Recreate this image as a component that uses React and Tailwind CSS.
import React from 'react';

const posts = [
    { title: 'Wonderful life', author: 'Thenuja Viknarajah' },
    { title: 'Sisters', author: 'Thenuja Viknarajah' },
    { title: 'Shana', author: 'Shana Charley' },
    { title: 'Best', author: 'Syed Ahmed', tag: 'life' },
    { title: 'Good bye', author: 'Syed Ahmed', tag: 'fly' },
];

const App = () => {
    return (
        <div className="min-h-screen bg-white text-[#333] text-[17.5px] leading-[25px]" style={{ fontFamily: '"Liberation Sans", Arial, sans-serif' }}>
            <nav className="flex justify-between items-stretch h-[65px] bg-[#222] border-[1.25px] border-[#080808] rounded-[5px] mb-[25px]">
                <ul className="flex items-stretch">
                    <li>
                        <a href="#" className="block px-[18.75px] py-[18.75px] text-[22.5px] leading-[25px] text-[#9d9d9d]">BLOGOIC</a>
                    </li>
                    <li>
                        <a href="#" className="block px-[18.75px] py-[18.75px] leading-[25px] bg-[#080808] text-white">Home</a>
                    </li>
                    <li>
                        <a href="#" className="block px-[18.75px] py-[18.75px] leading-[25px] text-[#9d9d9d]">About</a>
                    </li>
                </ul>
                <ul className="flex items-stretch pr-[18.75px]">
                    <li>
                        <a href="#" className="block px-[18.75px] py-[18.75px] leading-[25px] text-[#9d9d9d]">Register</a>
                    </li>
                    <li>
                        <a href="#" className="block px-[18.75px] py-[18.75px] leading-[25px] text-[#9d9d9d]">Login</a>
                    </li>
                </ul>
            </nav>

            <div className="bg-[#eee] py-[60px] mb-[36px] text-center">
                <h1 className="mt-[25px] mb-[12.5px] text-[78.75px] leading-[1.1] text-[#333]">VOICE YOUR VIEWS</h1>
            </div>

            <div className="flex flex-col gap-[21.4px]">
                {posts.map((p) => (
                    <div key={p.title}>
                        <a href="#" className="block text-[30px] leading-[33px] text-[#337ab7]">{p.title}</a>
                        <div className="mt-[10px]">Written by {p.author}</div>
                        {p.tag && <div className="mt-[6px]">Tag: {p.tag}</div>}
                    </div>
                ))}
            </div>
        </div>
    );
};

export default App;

....

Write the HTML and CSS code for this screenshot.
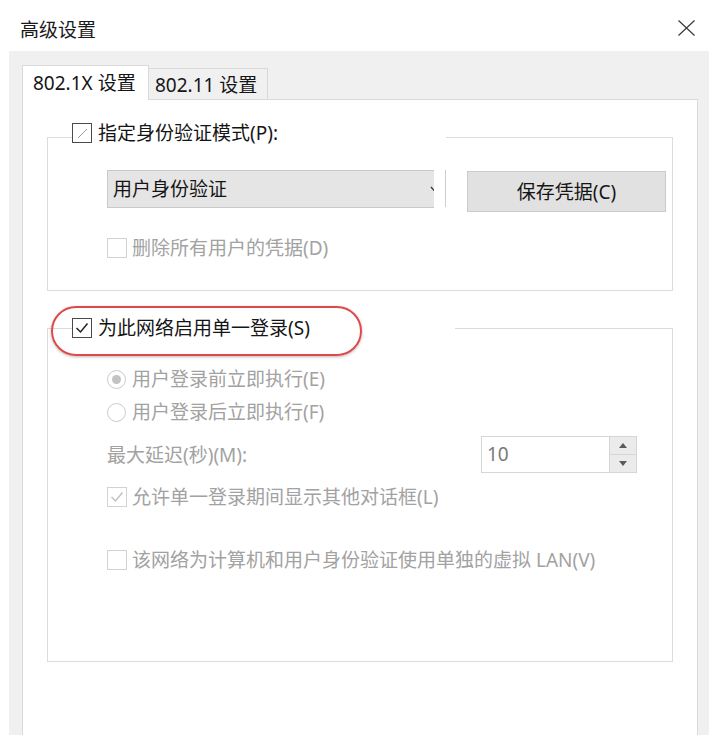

....

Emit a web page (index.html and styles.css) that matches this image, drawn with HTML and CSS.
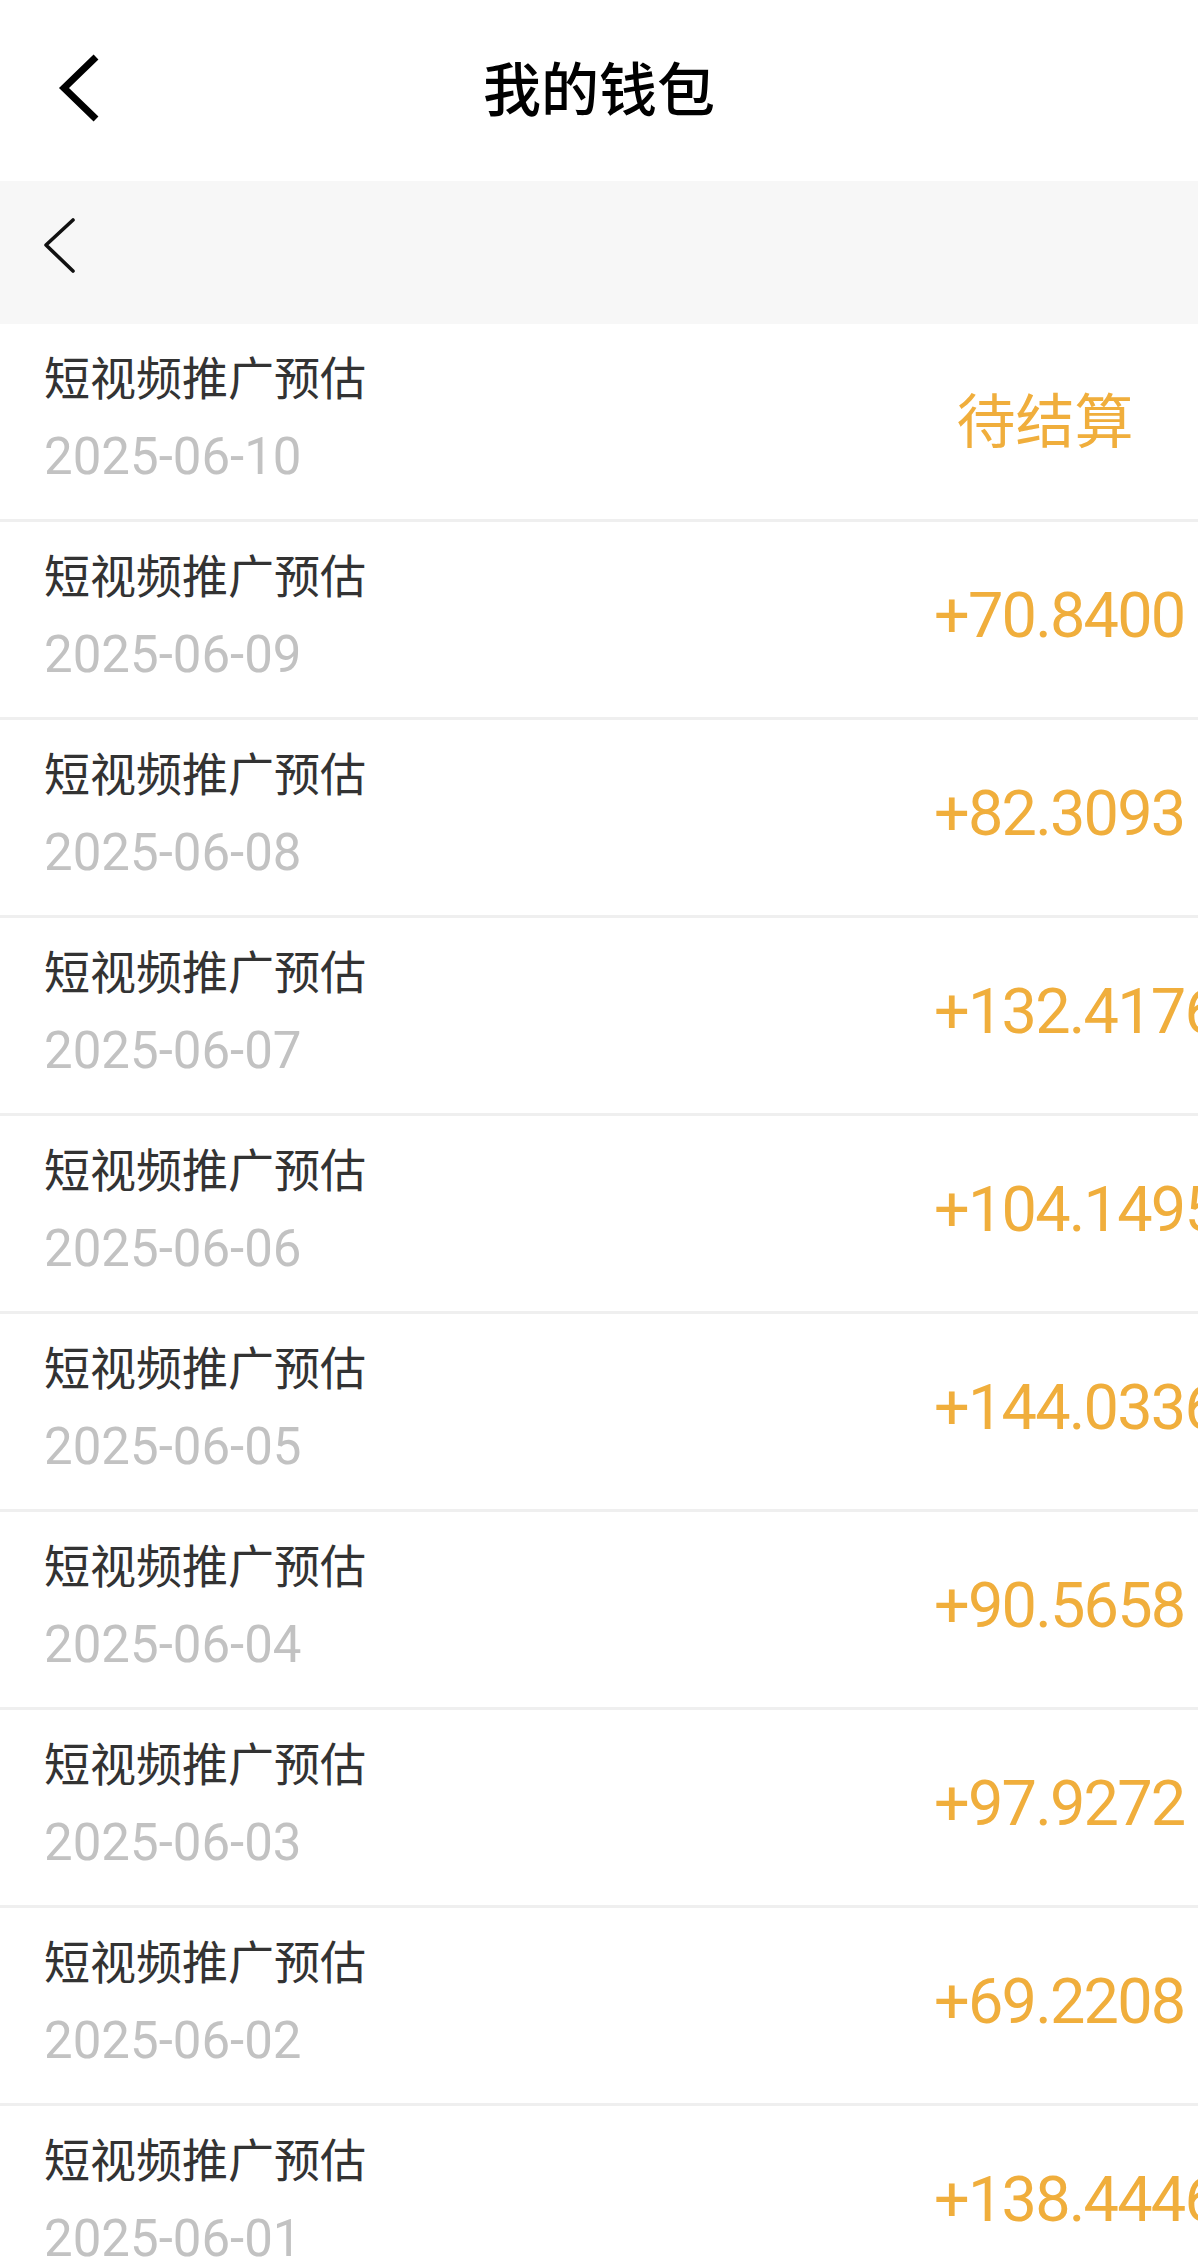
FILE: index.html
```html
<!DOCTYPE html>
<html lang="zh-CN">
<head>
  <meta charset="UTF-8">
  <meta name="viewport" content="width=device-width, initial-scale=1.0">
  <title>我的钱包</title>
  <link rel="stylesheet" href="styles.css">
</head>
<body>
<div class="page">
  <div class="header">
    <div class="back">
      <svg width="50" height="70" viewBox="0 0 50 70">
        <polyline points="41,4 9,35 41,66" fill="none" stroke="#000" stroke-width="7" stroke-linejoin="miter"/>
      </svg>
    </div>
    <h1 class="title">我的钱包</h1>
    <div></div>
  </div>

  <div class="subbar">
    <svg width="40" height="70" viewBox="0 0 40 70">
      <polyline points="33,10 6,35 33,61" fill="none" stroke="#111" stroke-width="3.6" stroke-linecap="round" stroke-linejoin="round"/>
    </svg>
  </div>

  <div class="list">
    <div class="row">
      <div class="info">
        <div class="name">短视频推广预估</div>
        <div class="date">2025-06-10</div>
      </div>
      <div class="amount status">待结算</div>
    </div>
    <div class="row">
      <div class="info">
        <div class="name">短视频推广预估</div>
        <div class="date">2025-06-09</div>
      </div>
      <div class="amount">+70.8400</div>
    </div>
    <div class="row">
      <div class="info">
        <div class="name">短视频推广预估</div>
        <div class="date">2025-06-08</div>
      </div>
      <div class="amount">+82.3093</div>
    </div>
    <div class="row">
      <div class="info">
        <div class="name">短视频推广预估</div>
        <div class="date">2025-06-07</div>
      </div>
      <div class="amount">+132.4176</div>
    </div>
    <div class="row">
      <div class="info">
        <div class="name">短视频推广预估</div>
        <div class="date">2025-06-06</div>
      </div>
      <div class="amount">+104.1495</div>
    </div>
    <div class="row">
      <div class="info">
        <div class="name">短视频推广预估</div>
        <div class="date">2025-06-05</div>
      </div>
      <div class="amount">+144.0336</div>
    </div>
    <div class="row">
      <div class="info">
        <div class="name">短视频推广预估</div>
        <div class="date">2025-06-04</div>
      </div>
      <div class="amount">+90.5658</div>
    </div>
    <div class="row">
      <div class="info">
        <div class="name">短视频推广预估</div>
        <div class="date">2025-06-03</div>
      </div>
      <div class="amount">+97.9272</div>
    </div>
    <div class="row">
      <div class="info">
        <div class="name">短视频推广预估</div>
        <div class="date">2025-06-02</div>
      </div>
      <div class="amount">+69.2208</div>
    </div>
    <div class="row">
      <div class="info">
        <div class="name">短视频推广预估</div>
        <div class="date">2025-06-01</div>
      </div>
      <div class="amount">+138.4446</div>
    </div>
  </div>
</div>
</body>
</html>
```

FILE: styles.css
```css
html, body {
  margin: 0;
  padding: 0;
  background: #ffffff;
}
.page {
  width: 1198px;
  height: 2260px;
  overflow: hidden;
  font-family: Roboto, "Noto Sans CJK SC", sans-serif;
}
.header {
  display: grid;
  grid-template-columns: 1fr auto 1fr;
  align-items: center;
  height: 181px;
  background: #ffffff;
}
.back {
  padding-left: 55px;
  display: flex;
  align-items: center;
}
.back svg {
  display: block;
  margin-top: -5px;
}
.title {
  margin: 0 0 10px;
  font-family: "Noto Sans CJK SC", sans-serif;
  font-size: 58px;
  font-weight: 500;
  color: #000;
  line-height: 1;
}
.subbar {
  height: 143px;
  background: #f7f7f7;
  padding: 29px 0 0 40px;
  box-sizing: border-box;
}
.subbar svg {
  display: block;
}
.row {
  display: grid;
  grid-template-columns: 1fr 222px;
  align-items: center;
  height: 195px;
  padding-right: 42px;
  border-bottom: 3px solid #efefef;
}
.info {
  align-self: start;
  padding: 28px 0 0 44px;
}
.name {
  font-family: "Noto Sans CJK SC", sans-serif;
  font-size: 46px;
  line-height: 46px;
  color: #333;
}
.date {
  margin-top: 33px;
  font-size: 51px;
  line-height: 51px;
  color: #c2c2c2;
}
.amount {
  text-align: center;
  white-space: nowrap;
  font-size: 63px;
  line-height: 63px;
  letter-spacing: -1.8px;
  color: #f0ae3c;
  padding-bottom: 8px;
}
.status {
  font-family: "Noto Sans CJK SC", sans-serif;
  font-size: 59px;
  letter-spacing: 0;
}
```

....

§ Do this:
Return the number of lines that include the word "styles", and nothing else.

§ Problem solution:
3